**TO DO:** Copy out the listing in full, exactly as written, but not its pictures.
[Start of DATA SHOWN]
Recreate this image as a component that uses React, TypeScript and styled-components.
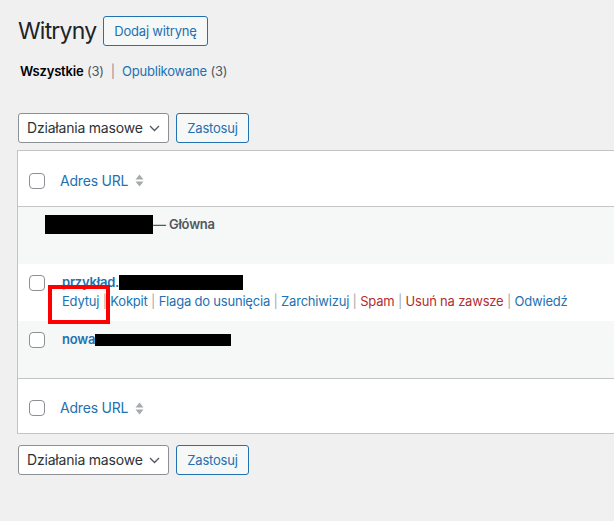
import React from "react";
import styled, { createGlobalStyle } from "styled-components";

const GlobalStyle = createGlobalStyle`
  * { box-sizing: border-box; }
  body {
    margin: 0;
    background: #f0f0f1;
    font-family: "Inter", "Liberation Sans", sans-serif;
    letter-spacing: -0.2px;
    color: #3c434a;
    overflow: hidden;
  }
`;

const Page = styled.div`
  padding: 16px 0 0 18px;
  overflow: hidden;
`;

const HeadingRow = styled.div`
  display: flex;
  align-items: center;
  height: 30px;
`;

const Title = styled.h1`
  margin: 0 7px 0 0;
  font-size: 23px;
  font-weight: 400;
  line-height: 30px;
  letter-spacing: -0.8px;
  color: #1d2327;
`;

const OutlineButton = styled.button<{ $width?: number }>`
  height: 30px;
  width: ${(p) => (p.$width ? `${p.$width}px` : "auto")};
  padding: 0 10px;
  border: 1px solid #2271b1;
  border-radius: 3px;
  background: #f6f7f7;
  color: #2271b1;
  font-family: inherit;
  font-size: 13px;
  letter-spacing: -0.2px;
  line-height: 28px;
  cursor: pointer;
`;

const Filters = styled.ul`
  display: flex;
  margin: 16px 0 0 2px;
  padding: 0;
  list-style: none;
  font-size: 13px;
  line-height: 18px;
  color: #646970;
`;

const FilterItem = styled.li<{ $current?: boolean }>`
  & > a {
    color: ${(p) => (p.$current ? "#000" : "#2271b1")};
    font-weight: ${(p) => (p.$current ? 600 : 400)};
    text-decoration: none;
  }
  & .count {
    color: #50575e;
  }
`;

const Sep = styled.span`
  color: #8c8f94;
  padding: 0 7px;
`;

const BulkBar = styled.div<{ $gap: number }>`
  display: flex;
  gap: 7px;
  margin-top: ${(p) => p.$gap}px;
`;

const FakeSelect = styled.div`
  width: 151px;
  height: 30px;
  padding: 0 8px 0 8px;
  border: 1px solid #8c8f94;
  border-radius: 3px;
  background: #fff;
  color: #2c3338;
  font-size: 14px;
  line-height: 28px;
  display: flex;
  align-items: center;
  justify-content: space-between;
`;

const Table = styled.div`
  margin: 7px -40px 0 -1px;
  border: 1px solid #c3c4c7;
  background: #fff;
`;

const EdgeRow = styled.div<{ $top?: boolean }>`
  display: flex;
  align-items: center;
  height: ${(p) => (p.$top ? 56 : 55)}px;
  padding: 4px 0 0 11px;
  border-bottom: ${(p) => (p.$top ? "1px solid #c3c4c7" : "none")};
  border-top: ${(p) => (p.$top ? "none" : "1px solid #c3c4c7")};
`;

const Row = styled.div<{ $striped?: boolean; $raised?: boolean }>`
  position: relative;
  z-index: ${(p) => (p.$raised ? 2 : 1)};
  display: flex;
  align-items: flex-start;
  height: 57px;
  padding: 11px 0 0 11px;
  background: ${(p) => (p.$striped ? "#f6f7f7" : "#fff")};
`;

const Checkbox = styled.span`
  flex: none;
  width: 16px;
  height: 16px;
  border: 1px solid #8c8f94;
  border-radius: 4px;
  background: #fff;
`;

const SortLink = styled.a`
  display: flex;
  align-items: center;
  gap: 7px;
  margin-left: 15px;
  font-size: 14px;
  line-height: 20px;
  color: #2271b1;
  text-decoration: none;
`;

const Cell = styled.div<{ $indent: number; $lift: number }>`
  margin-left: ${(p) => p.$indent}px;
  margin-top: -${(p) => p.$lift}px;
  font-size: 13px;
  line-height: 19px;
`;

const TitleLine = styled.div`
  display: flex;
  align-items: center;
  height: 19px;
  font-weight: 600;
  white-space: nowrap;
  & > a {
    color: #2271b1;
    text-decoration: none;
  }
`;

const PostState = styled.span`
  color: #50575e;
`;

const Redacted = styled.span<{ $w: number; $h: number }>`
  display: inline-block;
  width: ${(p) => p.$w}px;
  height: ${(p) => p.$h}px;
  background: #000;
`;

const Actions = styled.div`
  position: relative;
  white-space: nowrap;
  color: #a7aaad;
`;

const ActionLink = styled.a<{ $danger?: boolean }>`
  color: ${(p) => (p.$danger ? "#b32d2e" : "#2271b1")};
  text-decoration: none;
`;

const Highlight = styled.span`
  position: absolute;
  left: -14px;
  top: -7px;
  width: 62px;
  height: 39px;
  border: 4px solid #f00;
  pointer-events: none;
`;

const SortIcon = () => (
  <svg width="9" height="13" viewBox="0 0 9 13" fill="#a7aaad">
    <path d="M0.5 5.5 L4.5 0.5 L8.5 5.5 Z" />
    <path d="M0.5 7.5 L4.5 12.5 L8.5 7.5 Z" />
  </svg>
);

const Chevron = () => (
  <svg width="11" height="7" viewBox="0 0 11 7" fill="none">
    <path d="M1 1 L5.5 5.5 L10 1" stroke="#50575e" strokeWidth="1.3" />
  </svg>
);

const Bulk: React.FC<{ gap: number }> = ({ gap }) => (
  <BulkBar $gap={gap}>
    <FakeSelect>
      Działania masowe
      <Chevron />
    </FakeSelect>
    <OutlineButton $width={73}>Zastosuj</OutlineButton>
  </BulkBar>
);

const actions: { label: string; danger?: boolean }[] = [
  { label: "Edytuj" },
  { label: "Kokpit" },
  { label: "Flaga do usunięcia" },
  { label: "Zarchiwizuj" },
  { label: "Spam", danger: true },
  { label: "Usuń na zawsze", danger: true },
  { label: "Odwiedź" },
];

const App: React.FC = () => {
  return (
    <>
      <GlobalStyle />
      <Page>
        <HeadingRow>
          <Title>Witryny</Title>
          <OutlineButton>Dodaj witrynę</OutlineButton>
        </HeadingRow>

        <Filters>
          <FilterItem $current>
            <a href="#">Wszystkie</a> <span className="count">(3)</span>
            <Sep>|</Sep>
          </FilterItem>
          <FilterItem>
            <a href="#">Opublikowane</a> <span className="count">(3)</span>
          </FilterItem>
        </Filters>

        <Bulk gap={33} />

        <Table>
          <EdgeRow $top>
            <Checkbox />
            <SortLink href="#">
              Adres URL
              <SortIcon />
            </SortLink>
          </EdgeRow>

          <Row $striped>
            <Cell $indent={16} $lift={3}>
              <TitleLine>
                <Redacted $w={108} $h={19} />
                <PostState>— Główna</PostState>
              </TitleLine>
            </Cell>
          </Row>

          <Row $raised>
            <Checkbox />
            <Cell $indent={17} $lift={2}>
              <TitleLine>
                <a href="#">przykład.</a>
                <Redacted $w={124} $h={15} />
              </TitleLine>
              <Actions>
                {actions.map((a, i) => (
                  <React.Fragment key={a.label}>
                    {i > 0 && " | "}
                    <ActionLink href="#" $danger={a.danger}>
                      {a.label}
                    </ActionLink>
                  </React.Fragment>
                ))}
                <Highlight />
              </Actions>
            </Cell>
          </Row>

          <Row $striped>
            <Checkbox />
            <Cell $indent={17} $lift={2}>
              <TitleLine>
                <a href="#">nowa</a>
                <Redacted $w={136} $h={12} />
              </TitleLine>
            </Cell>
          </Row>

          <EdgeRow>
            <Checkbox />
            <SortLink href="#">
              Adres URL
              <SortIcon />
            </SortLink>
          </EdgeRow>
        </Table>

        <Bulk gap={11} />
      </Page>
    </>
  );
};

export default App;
[End of DATA SHOWN]
**THE SOLUTION:**
Recreate this image as a component that uses React, TypeScript and styled-components.
import React from "react";
import styled, { createGlobalStyle } from "styled-components";

const GlobalStyle = createGlobalStyle`
  * { box-sizing: border-box; }
  body {
    margin: 0;
    background: #f0f0f1;
    font-family: "Inter", "Liberation Sans", sans-serif;
    letter-spacing: -0.2px;
    color: #3c434a;
    overflow: hidden;
  }
`;

const Page = styled.div`
  padding: 16px 0 0 18px;
  overflow: hidden;
`;

const HeadingRow = styled.div`
  display: flex;
  align-items: center;
  height: 30px;
`;

const Title = styled.h1`
  margin: 0 7px 0 0;
  font-size: 23px;
  font-weight: 400;
  line-height: 30px;
  letter-spacing: -0.8px;
  color: #1d2327;
`;

const OutlineButton = styled.button<{ $width?: number }>`
  height: 30px;
  width: ${(p) => (p.$width ? `${p.$width}px` : "auto")};
  padding: 0 10px;
  border: 1px solid #2271b1;
  border-radius: 3px;
  background: #f6f7f7;
  color: #2271b1;
  font-family: inherit;
  font-size: 13px;
  letter-spacing: -0.2px;
  line-height: 28px;
  cursor: pointer;
`;

const Filters = styled.ul`
  display: flex;
  margin: 16px 0 0 2px;
  padding: 0;
  list-style: none;
  font-size: 13px;
  line-height: 18px;
  color: #646970;
`;

const FilterItem = styled.li<{ $current?: boolean }>`
  & > a {
    color: ${(p) => (p.$current ? "#000" : "#2271b1")};
    font-weight: ${(p) => (p.$current ? 600 : 400)};
    text-decoration: none;
  }
  & .count {
    color: #50575e;
  }
`;

const Sep = styled.span`
  color: #8c8f94;
  padding: 0 7px;
`;

const BulkBar = styled.div<{ $gap: number }>`
  display: flex;
  gap: 7px;
  margin-top: ${(p) => p.$gap}px;
`;

const FakeSelect = styled.div`
  width: 151px;
  height: 30px;
  padding: 0 8px 0 8px;
  border: 1px solid #8c8f94;
  border-radius: 3px;
  background: #fff;
  color: #2c3338;
  font-size: 14px;
  line-height: 28px;
  display: flex;
  align-items: center;
  justify-content: space-between;
`;

const Table = styled.div`
  margin: 7px -40px 0 -1px;
  border: 1px solid #c3c4c7;
  background: #fff;
`;

const EdgeRow = styled.div<{ $top?: boolean }>`
  display: flex;
  align-items: center;
  height: ${(p) => (p.$top ? 56 : 55)}px;
  padding: 4px 0 0 11px;
  border-bottom: ${(p) => (p.$top ? "1px solid #c3c4c7" : "none")};
  border-top: ${(p) => (p.$top ? "none" : "1px solid #c3c4c7")};
`;

const Row = styled.div<{ $striped?: boolean; $raised?: boolean }>`
  position: relative;
  z-index: ${(p) => (p.$raised ? 2 : 1)};
  display: flex;
  align-items: flex-start;
  height: 57px;
  padding: 11px 0 0 11px;
  background: ${(p) => (p.$striped ? "#f6f7f7" : "#fff")};
`;

const Checkbox = styled.span`
  flex: none;
  width: 16px;
  height: 16px;
  border: 1px solid #8c8f94;
  border-radius: 4px;
  background: #fff;
`;

const SortLink = styled.a`
  display: flex;
  align-items: center;
  gap: 7px;
  margin-left: 15px;
  font-size: 14px;
  line-height: 20px;
  color: #2271b1;
  text-decoration: none;
`;

const Cell = styled.div<{ $indent: number; $lift: number }>`
  margin-left: ${(p) => p.$indent}px;
  margin-top: -${(p) => p.$lift}px;
  font-size: 13px;
  line-height: 19px;
`;

const TitleLine = styled.div`
  display: flex;
  align-items: center;
  height: 19px;
  font-weight: 600;
  white-space: nowrap;
  & > a {
    color: #2271b1;
    text-decoration: none;
  }
`;

const PostState = styled.span`
  color: #50575e;
`;

const Redacted = styled.span<{ $w: number; $h: number }>`
  display: inline-block;
  width: ${(p) => p.$w}px;
  height: ${(p) => p.$h}px;
  background: #000;
`;

const Actions = styled.div`
  position: relative;
  white-space: nowrap;
  color: #a7aaad;
`;

const ActionLink = styled.a<{ $danger?: boolean }>`
  color: ${(p) => (p.$danger ? "#b32d2e" : "#2271b1")};
  text-decoration: none;
`;

const Highlight = styled.span`
  position: absolute;
  left: -14px;
  top: -7px;
  width: 62px;
  height: 39px;
  border: 4px solid #f00;
  pointer-events: none;
`;

const SortIcon = () => (
  <svg width="9" height="13" viewBox="0 0 9 13" fill="#a7aaad">
    <path d="M0.5 5.5 L4.5 0.5 L8.5 5.5 Z" />
    <path d="M0.5 7.5 L4.5 12.5 L8.5 7.5 Z" />
  </svg>
);

const Chevron = () => (
  <svg width="11" height="7" viewBox="0 0 11 7" fill="none">
    <path d="M1 1 L5.5 5.5 L10 1" stroke="#50575e" strokeWidth="1.3" />
  </svg>
);

const Bulk: React.FC<{ gap: number }> = ({ gap }) => (
  <BulkBar $gap={gap}>
    <FakeSelect>
      Działania masowe
      <Chevron />
    </FakeSelect>
    <OutlineButton $width={73}>Zastosuj</OutlineButton>
  </BulkBar>
);

const actions: { label: string; danger?: boolean }[] = [
  { label: "Edytuj" },
  { label: "Kokpit" },
  { label: "Flaga do usunięcia" },
  { label: "Zarchiwizuj" },
  { label: "Spam", danger: true },
  { label: "Usuń na zawsze", danger: true },
  { label: "Odwiedź" },
];

const App: React.FC = () => {
  return (
    <>
      <GlobalStyle />
      <Page>
        <HeadingRow>
          <Title>Witryny</Title>
          <OutlineButton>Dodaj witrynę</OutlineButton>
        </HeadingRow>

        <Filters>
          <FilterItem $current>
            <a href="#">Wszystkie</a> <span className="count">(3)</span>
            <Sep>|</Sep>
          </FilterItem>
          <FilterItem>
            <a href="#">Opublikowane</a> <span className="count">(3)</span>
          </FilterItem>
        </Filters>

        <Bulk gap={33} />

        <Table>
          <EdgeRow $top>
            <Checkbox />
            <SortLink href="#">
              Adres URL
              <SortIcon />
            </SortLink>
          </EdgeRow>

          <Row $striped>
            <Cell $indent={16} $lift={3}>
              <TitleLine>
                <Redacted $w={108} $h={19} />
                <PostState>— Główna</PostState>
              </TitleLine>
            </Cell>
          </Row>

          <Row $raised>
            <Checkbox />
            <Cell $indent={17} $lift={2}>
              <TitleLine>
                <a href="#">przykład.</a>
                <Redacted $w={124} $h={15} />
              </TitleLine>
              <Actions>
                {actions.map((a, i) => (
                  <React.Fragment key={a.label}>
                    {i > 0 && " | "}
                    <ActionLink href="#" $danger={a.danger}>
                      {a.label}
                    </ActionLink>
                  </React.Fragment>
                ))}
                <Highlight />
              </Actions>
            </Cell>
          </Row>

          <Row $striped>
            <Checkbox />
            <Cell $indent={17} $lift={2}>
              <TitleLine>
                <a href="#">nowa</a>
                <Redacted $w={136} $h={12} />
              </TitleLine>
            </Cell>
          </Row>

          <EdgeRow>
            <Checkbox />
            <SortLink href="#">
              Adres URL
              <SortIcon />
            </SortLink>
          </EdgeRow>
        </Table>

        <Bulk gap={11} />
      </Page>
    </>
  );
};

export default App;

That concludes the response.